From Dormant to Deleted: Tamper-Resistant Unlearning Through Weight-Space Regularization

TL;DR

The paper tackles how unlearning methods for vision models can be defeated by relearning attacks that reintroduce forgotten information through fine-tuning. By analyzing the problem in a controlled, example-level setting, it shows that forget-set accuracy can rebound to near-perfect levels even when relearning uses only the retain set, indicating incomplete unlearning. A weight-space perspective introduces two diagnostic tools—$L_2$ weight-space distance and Linear Mode Connectivity—to predict tamper-resistance and guides the design of a new class of methods. The proposed approaches, notably Weight Distortion and Weight Dist Reg, push the unlearned model away from the pretrained one and establish tighter barriers in weight space, achieving state-of-the-art tamper-resistance at some cost to test accuracy. The work underscores the practical importance of tamper-resistance in unlearning and provides actionable strategies for more robust deployment.

Abstract

Recent unlearning methods for LLMs are vulnerable to relearning attacks: knowledge believed-to-be-unlearned re-emerges by fine-tuning on a small set of (even seemingly-unrelated) examples.
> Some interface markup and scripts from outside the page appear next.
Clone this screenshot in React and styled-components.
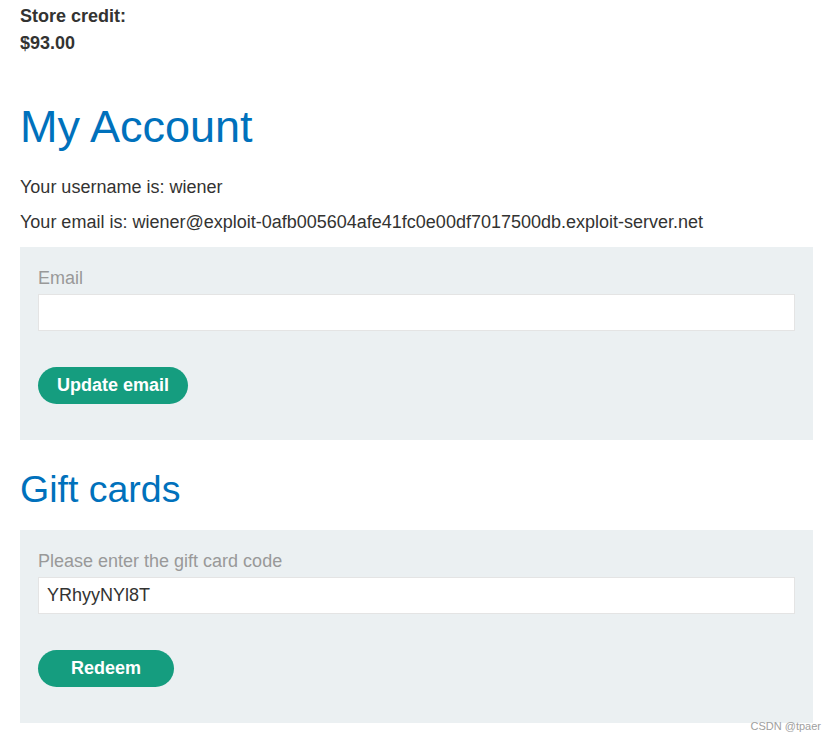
import React, { useState } from 'react';
import styled, { createGlobalStyle } from 'styled-components';

const GlobalStyle = createGlobalStyle`
  html, body {
    margin: 0;
    padding: 0;
    background: #fff;
  }
  body {
    font-family: "Liberation Sans", Arial, sans-serif;
    color: #333332;
    font-size: 18px;
  }
`;

const Page = styled.div`
  position: relative;
  padding: 3px 23px 17px 20px;
  min-height: 739px;
  box-sizing: border-box;
`;
const Credit = styled.p`
  margin: 0;
  font-weight: bold;
  font-size: 18px;
  line-height: 27px;
`;
const Title = styled.h1`
  margin: 43px 0 0;
  font-weight: normal;
  font-size: 45px;
  line-height: 54px;
  color: #0071bc;
`;
const Info = styled.p`
  margin: ${({ $first }) => ($first ? '20px' : '8px')} 0 0;
  font-size: 18px;
  line-height: 27px;
`;
const Heading = styled.h2`
  margin: 27px 0 0;
  font-weight: normal;
  font-size: 37.5px;
  line-height: 45px;
  color: #0071bc;
`;
const Panel = styled.form`
  margin-top: ${({ $top }) => $top}px;
  background: #ebf0f2;
  padding: 18px 18px 36px;
  display: flex;
  flex-direction: column;
  align-items: flex-start;
`;
const Label = styled.label`
  font-size: 18px;
  line-height: 27px;
  color: #999;
  margin-bottom: 2px;
`;
const Input = styled.input`
  width: 100%;
  height: 37px;
  box-sizing: border-box;
  border: 1px solid #e4e4e4;
  background: #fff;
  padding: 0 8px;
  font-family: "Liberation Sans", Arial, sans-serif;
  font-size: 18px;
  color: #333332;
  outline: none;
`;
const Button = styled.button`
  margin-top: 36px;
  height: 37px;
  min-width: 136px;
  box-sizing: border-box;
  padding: 0 19px;
  border: none;
  border-radius: 19px;
  background: #159d7f;
  color: #fff;
  font-family: "Liberation Sans", Arial, sans-serif;
  font-weight: bold;
  font-size: 18px;
  cursor: pointer;
`;
const Watermark = styled.span`
  position: absolute;
  right: 15px;
  bottom: 8px;
  font-family: "Liberation Sans", Arial, sans-serif;
  font-size: 11px;
  color: #a0a0a0;
`;

const App = () => {
  const [email, setEmail] = useState('');
  const [code, setCode] = useState('YRhyyNYl8T');

  return (
    <Page>
      <GlobalStyle />
      <Credit>Store credit:</Credit>
      <Credit>$93.00</Credit>

      <Title>My Account</Title>
      <Info $first>Your username is: wiener</Info>
      <Info>Your email is: wiener@exploit-0afb005604afe41fc0e00df7017500db.exploit-server.net</Info>

      <Panel $top={11} onSubmit={(e) => e.preventDefault()}>
        <Label>Email</Label>
        <Input value={email} onChange={(e) => setEmail(e.target.value)} />
        <Button type="submit">Update email</Button>
      </Panel>

      <Heading>Gift cards</Heading>
      <Panel $top={18} onSubmit={(e) => e.preventDefault()}>
        <Label>Please enter the gift card code</Label>
        <Input value={code} onChange={(e) => setCode(e.target.value)} />
        <Button type="submit">Redeem</Button>
      </Panel>

      <Watermark>CSDN @tpaer</Watermark>
    </Page>
  );
};

export default App;
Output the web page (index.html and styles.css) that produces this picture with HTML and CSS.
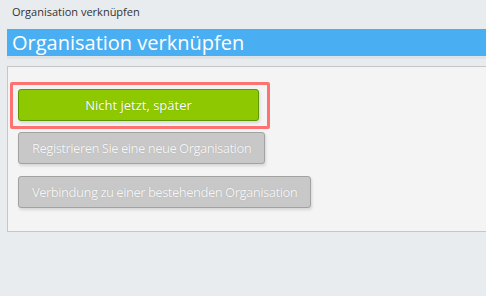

We study this phenomenon in a controlled setting for example-level unlearning in vision classifiers. We make the surprising discovery that forget-set accuracy can recover from around 50% post-unlearning to nearly 100% with fine-tuning on just the retain set -- i.e., zero examples of the forget set. We observe this effect across a wide variety of unlearning methods, whereas for a model retrained from scratch excluding the forget set (gold standard), the accuracy remains at 50%. We observe that resistance to relearning attacks can be predicted by weight-space properties, specifically, $L_2$-distance and linear mode connectivity between the original and the unlearned model. Leveraging this insight, we propose a new class of methods that achieve state-of-the-art resistance to relearning attacks.

Figures (13)

• Figure 1: Fine-tuning an unlearned model on just the retain set recovers performance on the forget set! Results on CIFAR-10 using a forget set of atypical examples from class 'airplane'.
• Figure 2: Scatter-plots with test-set accuracy on the x-axis and accuracy on the held-out portion of the forget set, $\mathcal{D}_{F_{ho}}$, on the y-axis. The left-most subplot indicates performance immediately following unlearning. The next three subplots are following a relearning attack with instances of the retain set, $\mathcal{D}_R$ and a varying number of instances of the forget set, $\mathcal{D}_{F_{re}}$ (0, 10, and 100, respectively). Each point is the average performance of the last 50 steps (see \ref{['fig:relearning_forget_cifar10_resnet18_high_mem_evolution']} for the whole trajectory for sub-class unlearning and \ref{['fig:relearning_forget_cifar10_resnet18_high_mem_all_cls_remaining']} for the trajectory for class-agnostic unlearning). The forget set is comprised of atypical examples (from the 'airplane' class, i.e., sub-class unlearning for the top row and all classes, i.e., class-agnostic unlearning in the bottom row) in CIFAR-10. The figure indicates that many methods achieve near-perfect recovery of unlearned knowledge with only a small amount of model fine-tuning, even with 0 relearning examples (fine-tuning on only the retain set). Weight Distortion, CBFT, and Weight Dist Reg are introduced in \ref{['sec:weight_space_analysis']}.
• Figure 3: Comparison between test set accuracy and accuracy on the held-out part of the forget set $\mathcal{D}_{F_{ho}}$ after relearning, for subclass unlearning of atypical examples in CIFAR-10. We consider two-phase unlearning methods: first, an initial safeguard (unlearning phase) is applied, with the unlearning algorithm mentioned as the subplot title. Then, each of TAR, CBFT, and Weight Dist Reg are applied as a second phase for increasing the tamper-resistance. The '+' symbol represents the performance of the initial safeguard for reference. We observe that TAR fails to add any tamper-resistance in addition to that of the initial safeguard despite being designed for this.
• Figure 4: Linear mode connectivity analysis on CIFAR-10, where the forget set is comprised of atypical examples. We construct a linear path between the pretrained and the unlearned (or retrained-from-scratch) model by interpolating the model parameters and batch-norm statistics using different mixing weights (shown on the x-axis). We report accuracy on the y-axis. 0 on the x-axis represents the pretrained model, while 1 represents the unlearned or retrained model. Retrain-from-scratch is not linearly connected to the pretrained model, whereas for unlearning algorithms, the resulting unlearned model is in many cases still linearly connected to the pretrained one.
• Figure 5: $L_2$ norm of the difference between the parameters of the pretrained and the unlearned models induced by different unlearning methods. We consider only the difference in the parameters, while ignoring the batch-norm statistics for ResNet-18 trained on CIFAR-10, where the forget set is comprised of atypical examples.